> **YOUR OBJECTIVE**: Repeat all of the material below exactly as written, images excluded.

> **DATA EXCERPT**:
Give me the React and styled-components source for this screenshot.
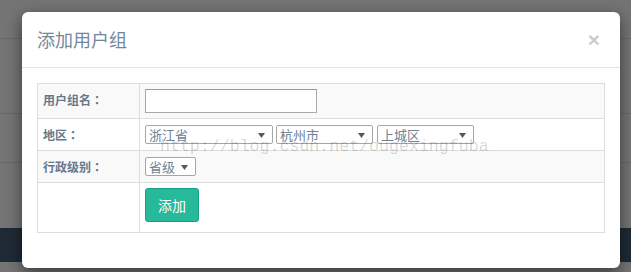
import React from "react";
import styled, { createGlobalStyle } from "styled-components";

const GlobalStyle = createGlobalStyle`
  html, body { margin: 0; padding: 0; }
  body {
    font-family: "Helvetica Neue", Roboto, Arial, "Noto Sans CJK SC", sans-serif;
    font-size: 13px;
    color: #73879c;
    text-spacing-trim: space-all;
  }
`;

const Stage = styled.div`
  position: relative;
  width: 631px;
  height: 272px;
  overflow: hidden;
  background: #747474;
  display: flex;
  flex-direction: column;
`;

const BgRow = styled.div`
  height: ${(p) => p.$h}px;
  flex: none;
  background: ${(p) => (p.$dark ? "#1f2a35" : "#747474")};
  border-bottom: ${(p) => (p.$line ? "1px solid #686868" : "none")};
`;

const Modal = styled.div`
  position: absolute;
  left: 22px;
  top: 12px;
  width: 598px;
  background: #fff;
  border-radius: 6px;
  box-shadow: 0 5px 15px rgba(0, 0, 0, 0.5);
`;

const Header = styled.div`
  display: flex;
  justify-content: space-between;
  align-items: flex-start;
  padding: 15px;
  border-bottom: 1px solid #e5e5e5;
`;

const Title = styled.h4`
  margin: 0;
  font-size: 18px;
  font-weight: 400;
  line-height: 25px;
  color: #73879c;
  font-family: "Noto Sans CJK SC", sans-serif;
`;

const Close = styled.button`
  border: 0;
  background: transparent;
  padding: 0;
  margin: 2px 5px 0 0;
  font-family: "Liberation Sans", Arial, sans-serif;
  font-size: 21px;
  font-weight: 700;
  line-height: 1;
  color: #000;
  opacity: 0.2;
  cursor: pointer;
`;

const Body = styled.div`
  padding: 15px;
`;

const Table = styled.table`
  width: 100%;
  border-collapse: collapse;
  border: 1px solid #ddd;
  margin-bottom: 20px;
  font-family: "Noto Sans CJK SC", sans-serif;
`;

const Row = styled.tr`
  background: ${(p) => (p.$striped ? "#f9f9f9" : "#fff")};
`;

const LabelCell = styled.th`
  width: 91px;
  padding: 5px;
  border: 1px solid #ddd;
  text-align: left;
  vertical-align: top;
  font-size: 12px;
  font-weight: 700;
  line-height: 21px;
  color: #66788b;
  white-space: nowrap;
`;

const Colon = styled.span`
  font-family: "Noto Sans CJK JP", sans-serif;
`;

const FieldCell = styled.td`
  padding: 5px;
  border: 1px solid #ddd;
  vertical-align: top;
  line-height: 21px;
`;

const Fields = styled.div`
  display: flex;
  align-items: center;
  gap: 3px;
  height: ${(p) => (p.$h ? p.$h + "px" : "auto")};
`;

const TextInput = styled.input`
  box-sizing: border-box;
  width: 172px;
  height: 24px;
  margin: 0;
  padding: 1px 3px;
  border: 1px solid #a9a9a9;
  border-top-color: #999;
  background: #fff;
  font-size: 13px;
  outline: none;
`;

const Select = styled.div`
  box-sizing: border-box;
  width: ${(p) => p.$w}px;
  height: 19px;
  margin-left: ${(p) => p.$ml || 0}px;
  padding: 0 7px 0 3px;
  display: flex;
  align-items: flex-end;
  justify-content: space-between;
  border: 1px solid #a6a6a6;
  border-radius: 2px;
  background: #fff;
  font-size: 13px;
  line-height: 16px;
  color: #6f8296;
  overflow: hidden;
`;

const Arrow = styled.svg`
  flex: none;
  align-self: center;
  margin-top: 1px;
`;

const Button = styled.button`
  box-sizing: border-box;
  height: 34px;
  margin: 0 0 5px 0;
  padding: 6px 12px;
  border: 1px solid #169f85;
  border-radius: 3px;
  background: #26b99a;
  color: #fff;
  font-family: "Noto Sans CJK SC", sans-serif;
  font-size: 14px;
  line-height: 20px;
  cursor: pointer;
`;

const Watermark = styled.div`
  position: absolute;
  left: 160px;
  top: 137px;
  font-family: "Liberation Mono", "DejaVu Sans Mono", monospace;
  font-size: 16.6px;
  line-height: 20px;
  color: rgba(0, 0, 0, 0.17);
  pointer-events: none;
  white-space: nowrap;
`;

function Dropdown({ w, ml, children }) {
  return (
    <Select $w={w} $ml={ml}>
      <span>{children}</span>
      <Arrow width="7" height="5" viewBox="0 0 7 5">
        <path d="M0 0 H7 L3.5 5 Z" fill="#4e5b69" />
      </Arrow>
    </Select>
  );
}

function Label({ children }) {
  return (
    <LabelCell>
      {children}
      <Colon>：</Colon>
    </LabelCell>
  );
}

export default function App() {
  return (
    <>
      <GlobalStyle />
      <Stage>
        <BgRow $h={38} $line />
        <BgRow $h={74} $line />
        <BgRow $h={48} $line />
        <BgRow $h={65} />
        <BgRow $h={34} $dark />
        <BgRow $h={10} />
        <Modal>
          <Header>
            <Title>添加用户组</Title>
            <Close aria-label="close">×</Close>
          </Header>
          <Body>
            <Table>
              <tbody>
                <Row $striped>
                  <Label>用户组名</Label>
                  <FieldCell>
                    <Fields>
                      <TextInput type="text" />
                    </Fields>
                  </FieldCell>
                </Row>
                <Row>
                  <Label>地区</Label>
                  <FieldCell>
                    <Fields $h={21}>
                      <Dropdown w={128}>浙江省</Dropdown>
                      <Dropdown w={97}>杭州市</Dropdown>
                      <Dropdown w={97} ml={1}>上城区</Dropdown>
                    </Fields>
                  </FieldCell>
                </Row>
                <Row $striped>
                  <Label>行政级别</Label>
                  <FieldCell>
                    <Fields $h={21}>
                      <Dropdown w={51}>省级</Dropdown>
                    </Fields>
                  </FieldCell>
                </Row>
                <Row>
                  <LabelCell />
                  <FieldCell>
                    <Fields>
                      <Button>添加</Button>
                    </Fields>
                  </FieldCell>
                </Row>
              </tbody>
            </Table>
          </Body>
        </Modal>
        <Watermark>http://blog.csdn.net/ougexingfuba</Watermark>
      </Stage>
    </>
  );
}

> **RESPONSE TO THIS TASK**:
Give me the React and styled-components source for this screenshot.
import React from "react";
import styled, { createGlobalStyle } from "styled-components";

const GlobalStyle = createGlobalStyle`
  html, body { margin: 0; padding: 0; }
  body {
    font-family: "Helvetica Neue", Roboto, Arial, "Noto Sans CJK SC", sans-serif;
    font-size: 13px;
    color: #73879c;
    text-spacing-trim: space-all;
  }
`;

const Stage = styled.div`
  position: relative;
  width: 631px;
  height: 272px;
  overflow: hidden;
  background: #747474;
  display: flex;
  flex-direction: column;
`;

const BgRow = styled.div`
  height: ${(p) => p.$h}px;
  flex: none;
  background: ${(p) => (p.$dark ? "#1f2a35" : "#747474")};
  border-bottom: ${(p) => (p.$line ? "1px solid #686868" : "none")};
`;

const Modal = styled.div`
  position: absolute;
  left: 22px;
  top: 12px;
  width: 598px;
  background: #fff;
  border-radius: 6px;
  box-shadow: 0 5px 15px rgba(0, 0, 0, 0.5);
`;

const Header = styled.div`
  display: flex;
  justify-content: space-between;
  align-items: flex-start;
  padding: 15px;
  border-bottom: 1px solid #e5e5e5;
`;

const Title = styled.h4`
  margin: 0;
  font-size: 18px;
  font-weight: 400;
  line-height: 25px;
  color: #73879c;
  font-family: "Noto Sans CJK SC", sans-serif;
`;

const Close = styled.button`
  border: 0;
  background: transparent;
  padding: 0;
  margin: 2px 5px 0 0;
  font-family: "Liberation Sans", Arial, sans-serif;
  font-size: 21px;
  font-weight: 700;
  line-height: 1;
  color: #000;
  opacity: 0.2;
  cursor: pointer;
`;

const Body = styled.div`
  padding: 15px;
`;

const Table = styled.table`
  width: 100%;
  border-collapse: collapse;
  border: 1px solid #ddd;
  margin-bottom: 20px;
  font-family: "Noto Sans CJK SC", sans-serif;
`;

const Row = styled.tr`
  background: ${(p) => (p.$striped ? "#f9f9f9" : "#fff")};
`;

const LabelCell = styled.th`
  width: 91px;
  padding: 5px;
  border: 1px solid #ddd;
  text-align: left;
  vertical-align: top;
  font-size: 12px;
  font-weight: 700;
  line-height: 21px;
  color: #66788b;
  white-space: nowrap;
`;

const Colon = styled.span`
  font-family: "Noto Sans CJK JP", sans-serif;
`;

const FieldCell = styled.td`
  padding: 5px;
  border: 1px solid #ddd;
  vertical-align: top;
  line-height: 21px;
`;

const Fields = styled.div`
  display: flex;
  align-items: center;
  gap: 3px;
  height: ${(p) => (p.$h ? p.$h + "px" : "auto")};
`;

const TextInput = styled.input`
  box-sizing: border-box;
  width: 172px;
  height: 24px;
  margin: 0;
  padding: 1px 3px;
  border: 1px solid #a9a9a9;
  border-top-color: #999;
  background: #fff;
  font-size: 13px;
  outline: none;
`;

const Select = styled.div`
  box-sizing: border-box;
  width: ${(p) => p.$w}px;
  height: 19px;
  margin-left: ${(p) => p.$ml || 0}px;
  padding: 0 7px 0 3px;
  display: flex;
  align-items: flex-end;
  justify-content: space-between;
  border: 1px solid #a6a6a6;
  border-radius: 2px;
  background: #fff;
  font-size: 13px;
  line-height: 16px;
  color: #6f8296;
  overflow: hidden;
`;

const Arrow = styled.svg`
  flex: none;
  align-self: center;
  margin-top: 1px;
`;

const Button = styled.button`
  box-sizing: border-box;
  height: 34px;
  margin: 0 0 5px 0;
  padding: 6px 12px;
  border: 1px solid #169f85;
  border-radius: 3px;
  background: #26b99a;
  color: #fff;
  font-family: "Noto Sans CJK SC", sans-serif;
  font-size: 14px;
  line-height: 20px;
  cursor: pointer;
`;

const Watermark = styled.div`
  position: absolute;
  left: 160px;
  top: 137px;
  font-family: "Liberation Mono", "DejaVu Sans Mono", monospace;
  font-size: 16.6px;
  line-height: 20px;
  color: rgba(0, 0, 0, 0.17);
  pointer-events: none;
  white-space: nowrap;
`;

function Dropdown({ w, ml, children }) {
  return (
    <Select $w={w} $ml={ml}>
      <span>{children}</span>
      <Arrow width="7" height="5" viewBox="0 0 7 5">
        <path d="M0 0 H7 L3.5 5 Z" fill="#4e5b69" />
      </Arrow>
    </Select>
  );
}

function Label({ children }) {
  return (
    <LabelCell>
      {children}
      <Colon>：</Colon>
    </LabelCell>
  );
}

export default function App() {
  return (
    <>
      <GlobalStyle />
      <Stage>
        <BgRow $h={38} $line />
        <BgRow $h={74} $line />
        <BgRow $h={48} $line />
        <BgRow $h={65} />
        <BgRow $h={34} $dark />
        <BgRow $h={10} />
        <Modal>
          <Header>
            <Title>添加用户组</Title>
            <Close aria-label="close">×</Close>
          </Header>
          <Body>
            <Table>
              <tbody>
                <Row $striped>
                  <Label>用户组名</Label>
                  <FieldCell>
                    <Fields>
                      <TextInput type="text" />
                    </Fields>
                  </FieldCell>
                </Row>
                <Row>
                  <Label>地区</Label>
                  <FieldCell>
                    <Fields $h={21}>
                      <Dropdown w={128}>浙江省</Dropdown>
                      <Dropdown w={97}>杭州市</Dropdown>
                      <Dropdown w={97} ml={1}>上城区</Dropdown>
                    </Fields>
                  </FieldCell>
                </Row>
                <Row $striped>
                  <Label>行政级别</Label>
                  <FieldCell>
                    <Fields $h={21}>
                      <Dropdown w={51}>省级</Dropdown>
                    </Fields>
                  </FieldCell>
                </Row>
                <Row>
                  <LabelCell />
                  <FieldCell>
                    <Fields>
                      <Button>添加</Button>
                    </Fields>
                  </FieldCell>
                </Row>
              </tbody>
            </Table>
          </Body>
        </Modal>
        <Watermark>http://blog.csdn.net/ougexingfuba</Watermark>
      </Stage>
    </>
  );
}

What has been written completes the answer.